祖父は、ガーゼで洗う前に、石鹸を持ったまま身体を撫でてくれた。それがとても気持ちよかった。

「ほぅ、ほぅ。」
と笑顔で私をあやしながら洗ってくれる。

そんな0歳の記憶。

母の車は鮮やかなブルーの色。
車に乗る時、母の腕越しに見えるブルーがとても綺麗で、今でもはっきり覚えている。

「そういえば、あの車はどこに行ったの?」
小学生の頃、ふと聞いてみたら、幽霊でも見たように驚く母の顔。
1歳になる前に手放した車だった。

他にもいろいろあるけれど、父親がいないことも自覚していたし、祖父母と叔母たちが育ててくれたことも覚えている。たまに会いにくる父のことも。

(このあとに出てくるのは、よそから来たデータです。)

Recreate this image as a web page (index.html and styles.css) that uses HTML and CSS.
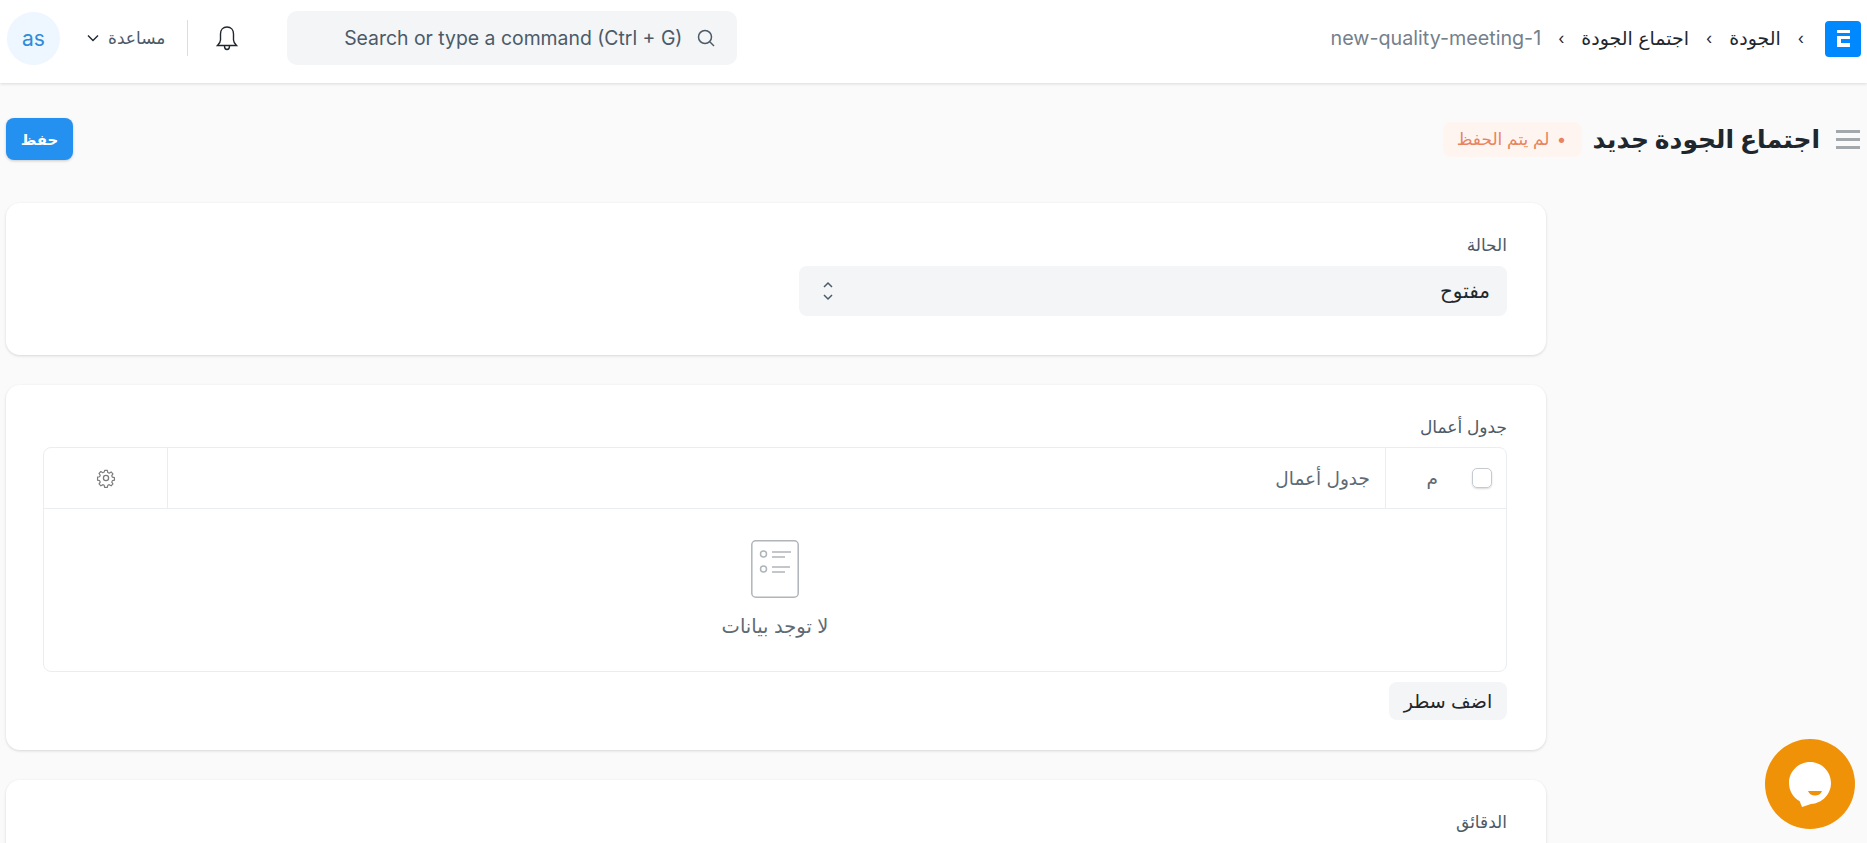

1歳前に歩き始めて、話しはじめて、家の電話番号を覚えた。夜泣きもあまりせず、おねしょもしたことがない。おむつは自分で外してくれと頼んだ。
その日のことも覚えている。

遊ぶのに、ゴワゴワしたのが嫌でたまらなかった。
縁側から、母にむかっておむついらないとアピールしたけど、受け入れられなかった。
でも、祖母が言う通りにしてやれと言ってくれた。
ちゃんと、おしっこのときは言えとおしりを軽くペチペチされて遊びに飛び出した。

ちゃんと
「しーしー」
と言って帰った。
なので、トイレトレーニングもしていない。

迷子になったときのために、母が繰り返しつぶやいて教えてくれた言葉。住所と電話番号。電話番号を祖父に喋ったら、驚いて大変だったそうだ。

全部1歳前のお話。嘘のようだけど。
大人になった今、自分でもおかしいなと思う。

ても、この記憶を思い出すと、とても幸せな気持ちになる。大切な記憶。